As Krzysztof Wodizcko’s projections are and are not graffiti, that do and do not de-face architecture, Manetas did and did not Identity Hack the Whitney. If he had truly broken in and stole something, then things would be a bit less disturbing because more black and white. We would at least know what we know. As it stands, undecidable because the only thing broken was a promise never actually made, itself only imagined, we are left holding the invisible bag.
At the gala, this destabilizing ambiguity caused a ripple of curiosity but was soon cheerfully absorbed by the ‘real’ Whitney crowds, always jonesing for an ironic jostle. The re-absorption is made easier because Manetas sees this whole operation not so much a meta-commentary on the ultimate arbitrariness of cultural gatekeeping, but as a kind of Urpiece, a giant red ribbon placed around the entire event on which he can place his (virtual) signature. In cyberspace, WhitneyBienniel.com is Earth Art, a big topological gesture referencing the site-ness of its location and locatablity.

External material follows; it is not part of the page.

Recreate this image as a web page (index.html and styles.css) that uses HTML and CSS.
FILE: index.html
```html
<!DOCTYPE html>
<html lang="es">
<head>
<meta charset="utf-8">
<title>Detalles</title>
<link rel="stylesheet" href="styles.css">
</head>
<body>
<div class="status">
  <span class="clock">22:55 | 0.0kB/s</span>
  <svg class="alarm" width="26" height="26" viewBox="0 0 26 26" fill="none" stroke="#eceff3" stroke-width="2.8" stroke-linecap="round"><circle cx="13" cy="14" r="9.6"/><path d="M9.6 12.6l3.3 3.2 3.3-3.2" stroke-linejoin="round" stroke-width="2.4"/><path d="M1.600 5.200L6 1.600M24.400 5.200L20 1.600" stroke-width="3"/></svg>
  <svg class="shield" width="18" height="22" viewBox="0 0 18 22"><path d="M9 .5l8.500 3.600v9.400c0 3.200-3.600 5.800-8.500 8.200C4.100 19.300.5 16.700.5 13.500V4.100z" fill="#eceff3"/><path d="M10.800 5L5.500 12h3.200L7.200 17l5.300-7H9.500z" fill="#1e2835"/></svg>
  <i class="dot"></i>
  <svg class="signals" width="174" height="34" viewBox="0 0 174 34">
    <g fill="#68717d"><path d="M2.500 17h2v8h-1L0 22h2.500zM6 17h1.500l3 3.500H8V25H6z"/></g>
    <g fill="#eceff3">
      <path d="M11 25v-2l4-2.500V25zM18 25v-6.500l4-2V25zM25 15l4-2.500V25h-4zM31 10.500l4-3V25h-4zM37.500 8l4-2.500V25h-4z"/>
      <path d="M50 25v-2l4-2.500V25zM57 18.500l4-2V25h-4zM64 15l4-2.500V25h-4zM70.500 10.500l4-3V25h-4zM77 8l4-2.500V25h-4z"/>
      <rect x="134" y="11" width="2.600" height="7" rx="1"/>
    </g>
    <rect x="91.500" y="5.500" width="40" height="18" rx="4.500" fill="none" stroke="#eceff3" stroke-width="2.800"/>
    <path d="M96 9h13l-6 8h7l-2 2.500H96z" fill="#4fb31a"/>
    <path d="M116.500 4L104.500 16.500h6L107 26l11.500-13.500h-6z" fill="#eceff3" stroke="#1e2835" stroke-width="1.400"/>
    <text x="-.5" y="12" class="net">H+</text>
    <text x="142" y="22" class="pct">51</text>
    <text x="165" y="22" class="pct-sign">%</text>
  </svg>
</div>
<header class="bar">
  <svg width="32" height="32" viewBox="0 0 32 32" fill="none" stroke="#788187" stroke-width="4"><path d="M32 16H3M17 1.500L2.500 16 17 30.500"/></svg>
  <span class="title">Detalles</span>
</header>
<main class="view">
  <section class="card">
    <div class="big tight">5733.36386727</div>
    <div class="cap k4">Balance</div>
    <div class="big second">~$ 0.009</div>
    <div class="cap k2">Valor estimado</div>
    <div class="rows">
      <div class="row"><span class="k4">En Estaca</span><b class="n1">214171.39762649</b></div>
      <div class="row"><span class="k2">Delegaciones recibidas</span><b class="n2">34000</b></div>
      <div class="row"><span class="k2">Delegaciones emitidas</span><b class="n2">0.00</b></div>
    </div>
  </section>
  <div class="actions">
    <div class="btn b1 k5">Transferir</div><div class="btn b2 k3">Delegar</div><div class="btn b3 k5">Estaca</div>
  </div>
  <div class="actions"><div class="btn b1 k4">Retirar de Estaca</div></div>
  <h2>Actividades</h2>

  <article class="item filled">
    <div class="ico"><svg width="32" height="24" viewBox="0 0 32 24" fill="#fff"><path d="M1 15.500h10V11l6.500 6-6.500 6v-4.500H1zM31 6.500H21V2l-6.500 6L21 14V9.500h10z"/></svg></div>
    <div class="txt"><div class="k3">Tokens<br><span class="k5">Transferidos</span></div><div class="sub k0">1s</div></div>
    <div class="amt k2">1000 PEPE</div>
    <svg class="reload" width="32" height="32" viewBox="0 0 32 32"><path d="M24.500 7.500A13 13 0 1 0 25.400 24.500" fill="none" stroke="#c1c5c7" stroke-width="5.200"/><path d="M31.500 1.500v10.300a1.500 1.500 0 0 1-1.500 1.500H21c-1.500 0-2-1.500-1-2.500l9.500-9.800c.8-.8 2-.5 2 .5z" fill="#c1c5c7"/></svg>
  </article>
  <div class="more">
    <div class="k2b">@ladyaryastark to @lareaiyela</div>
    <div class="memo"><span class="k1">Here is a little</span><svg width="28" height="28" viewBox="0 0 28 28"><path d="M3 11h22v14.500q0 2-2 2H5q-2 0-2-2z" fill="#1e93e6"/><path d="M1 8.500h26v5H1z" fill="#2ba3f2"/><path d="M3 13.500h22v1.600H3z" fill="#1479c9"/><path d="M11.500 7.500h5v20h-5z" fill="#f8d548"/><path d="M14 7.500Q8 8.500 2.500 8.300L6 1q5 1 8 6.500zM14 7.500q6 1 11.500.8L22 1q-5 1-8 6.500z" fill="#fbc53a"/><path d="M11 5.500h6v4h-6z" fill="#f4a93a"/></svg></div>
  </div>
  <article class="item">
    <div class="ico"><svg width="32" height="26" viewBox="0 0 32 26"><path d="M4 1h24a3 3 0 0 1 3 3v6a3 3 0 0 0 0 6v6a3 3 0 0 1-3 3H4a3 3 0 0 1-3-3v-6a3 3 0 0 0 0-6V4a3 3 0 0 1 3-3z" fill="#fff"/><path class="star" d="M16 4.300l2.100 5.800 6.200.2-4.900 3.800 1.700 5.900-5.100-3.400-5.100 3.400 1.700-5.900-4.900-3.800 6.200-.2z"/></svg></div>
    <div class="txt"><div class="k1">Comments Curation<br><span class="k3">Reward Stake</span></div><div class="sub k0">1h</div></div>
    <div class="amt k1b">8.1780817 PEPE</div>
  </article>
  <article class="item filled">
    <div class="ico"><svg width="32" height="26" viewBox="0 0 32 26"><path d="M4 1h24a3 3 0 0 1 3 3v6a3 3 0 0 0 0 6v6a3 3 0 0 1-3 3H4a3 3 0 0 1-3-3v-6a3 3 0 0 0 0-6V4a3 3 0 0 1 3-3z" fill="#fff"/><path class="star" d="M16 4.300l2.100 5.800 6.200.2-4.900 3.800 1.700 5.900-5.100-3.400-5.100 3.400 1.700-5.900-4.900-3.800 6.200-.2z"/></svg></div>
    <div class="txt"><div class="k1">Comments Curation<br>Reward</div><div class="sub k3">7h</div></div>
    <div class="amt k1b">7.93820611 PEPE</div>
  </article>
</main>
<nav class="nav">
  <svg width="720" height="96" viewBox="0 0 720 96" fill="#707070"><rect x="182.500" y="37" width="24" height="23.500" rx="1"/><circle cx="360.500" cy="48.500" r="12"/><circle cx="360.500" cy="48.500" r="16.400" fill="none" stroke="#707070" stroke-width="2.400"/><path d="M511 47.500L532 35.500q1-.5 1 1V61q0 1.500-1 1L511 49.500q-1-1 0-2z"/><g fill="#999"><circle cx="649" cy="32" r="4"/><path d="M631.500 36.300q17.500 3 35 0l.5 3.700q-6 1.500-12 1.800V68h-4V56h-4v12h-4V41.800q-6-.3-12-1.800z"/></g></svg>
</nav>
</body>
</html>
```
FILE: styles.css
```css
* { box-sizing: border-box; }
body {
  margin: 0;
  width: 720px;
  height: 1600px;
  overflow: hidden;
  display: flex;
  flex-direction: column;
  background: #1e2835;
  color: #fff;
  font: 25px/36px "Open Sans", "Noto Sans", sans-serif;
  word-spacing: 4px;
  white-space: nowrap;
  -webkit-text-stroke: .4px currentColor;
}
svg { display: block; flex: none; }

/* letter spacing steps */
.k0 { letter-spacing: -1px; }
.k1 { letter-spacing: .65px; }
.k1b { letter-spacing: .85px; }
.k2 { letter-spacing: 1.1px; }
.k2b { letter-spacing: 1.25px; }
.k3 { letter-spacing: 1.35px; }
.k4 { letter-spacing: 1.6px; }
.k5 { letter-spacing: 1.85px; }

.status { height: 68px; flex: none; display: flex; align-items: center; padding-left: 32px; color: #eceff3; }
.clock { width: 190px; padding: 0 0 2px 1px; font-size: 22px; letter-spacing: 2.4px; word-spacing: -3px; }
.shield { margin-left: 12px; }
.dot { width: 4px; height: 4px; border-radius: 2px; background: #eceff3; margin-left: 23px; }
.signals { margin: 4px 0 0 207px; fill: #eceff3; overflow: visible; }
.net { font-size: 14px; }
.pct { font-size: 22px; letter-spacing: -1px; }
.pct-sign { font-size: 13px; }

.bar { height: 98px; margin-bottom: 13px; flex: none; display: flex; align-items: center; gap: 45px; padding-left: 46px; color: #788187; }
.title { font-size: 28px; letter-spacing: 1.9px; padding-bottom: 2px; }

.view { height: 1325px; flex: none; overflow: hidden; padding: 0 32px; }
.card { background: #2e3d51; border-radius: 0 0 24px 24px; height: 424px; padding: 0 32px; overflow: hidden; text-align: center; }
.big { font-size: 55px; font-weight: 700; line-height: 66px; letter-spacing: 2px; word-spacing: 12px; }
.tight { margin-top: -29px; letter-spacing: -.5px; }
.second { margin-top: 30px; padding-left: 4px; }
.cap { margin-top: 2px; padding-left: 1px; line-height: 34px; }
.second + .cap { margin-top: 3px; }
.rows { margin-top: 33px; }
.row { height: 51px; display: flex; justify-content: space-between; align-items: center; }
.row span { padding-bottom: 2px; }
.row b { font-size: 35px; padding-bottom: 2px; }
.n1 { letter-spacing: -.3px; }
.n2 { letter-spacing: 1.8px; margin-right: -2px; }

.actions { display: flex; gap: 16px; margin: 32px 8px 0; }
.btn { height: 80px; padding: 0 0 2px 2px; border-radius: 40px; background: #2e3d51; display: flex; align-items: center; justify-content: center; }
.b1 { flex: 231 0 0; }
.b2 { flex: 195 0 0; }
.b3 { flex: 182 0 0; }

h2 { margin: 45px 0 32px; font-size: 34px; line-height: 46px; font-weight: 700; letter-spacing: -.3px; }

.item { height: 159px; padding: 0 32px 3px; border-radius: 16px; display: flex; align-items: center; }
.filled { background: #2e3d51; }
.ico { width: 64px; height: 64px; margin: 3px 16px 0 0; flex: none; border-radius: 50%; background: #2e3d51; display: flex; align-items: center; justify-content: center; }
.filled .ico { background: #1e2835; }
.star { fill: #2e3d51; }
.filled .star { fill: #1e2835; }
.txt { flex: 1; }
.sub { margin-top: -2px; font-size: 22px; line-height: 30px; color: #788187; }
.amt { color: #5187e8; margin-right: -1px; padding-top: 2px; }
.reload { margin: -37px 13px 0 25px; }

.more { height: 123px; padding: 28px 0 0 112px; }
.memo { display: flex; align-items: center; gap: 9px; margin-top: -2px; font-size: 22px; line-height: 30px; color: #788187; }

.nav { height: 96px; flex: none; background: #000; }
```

But as Anderson suggested, all this is not new, and Miltos doesn’t claim it to be. The brothel in which Jean Genet stages his 1956 play, The Balcony, is a repository of illusion, a liminal zone within a contemporary European city aflame with revolution. After the city's royal palace and rulers are destroyed, the bordello's costumed patrons impersonate the leaders of the city. As the masqueraders warm to their roles, they convince even the revolutionaries that the illusion created in the bordello is preferable to reality, in fact is reality.
In the everyday life of global simulation, everyone is played by many roles, and the architectures of cultural venture capitalism –in/out, me/you, genius/idiot- have an animation of their own, one that conjugates the artist more than the other way around.
In Genet’s play, as the revolution burns itself out, the patrons emerge in the uniforms of the deposed leaders, and to a city now hungry for order, their presence fills the vacuum of the real and they are elevated to the positions they drag.